Focused funds have become all the rage in the fund industry, which is constantly seeking ways to make portfolios stand out in an increasingly crowded field. A focused portfolio invests not in 100 or more stocks, as in common in the industry, but in 20 or 30 of the manager's so-called "top picks."

In theory, this makes sense. If the picks are on the money, these actively managed portfolios should greatly outperform in down markets. However, if even a handful of a focused fund manager's holdings trip, the fund could easily find itself trailing the market.

Consider what's become of the popular Torray fund.

This $1.5-billion fund, which has advanced 20.8% a year for the past three years, has lost 25.3% in the recent market slide.

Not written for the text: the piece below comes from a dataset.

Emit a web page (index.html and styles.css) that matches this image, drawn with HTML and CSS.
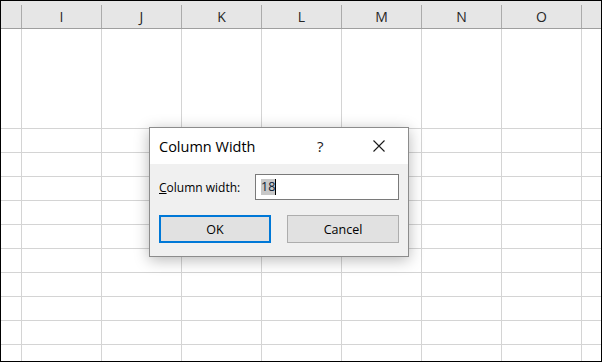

"It goes with the territory," said Bob Torray, who co-manages the fund, whose top 15 holdings constitute roughly 75% of the fund's assets. "When you run a concentrated fund and you run into a situation like this, it's always possible that a third or even a half of your stocks will be hit all at one time."

In addition to his large stake in financials, Torray notes that many of his satellite-related firms, such as Hughes Electronics and Loral, have also plummeted.

Yet Torray, whose fund boasts a low annual turnover rate of just 12%, isn't selling.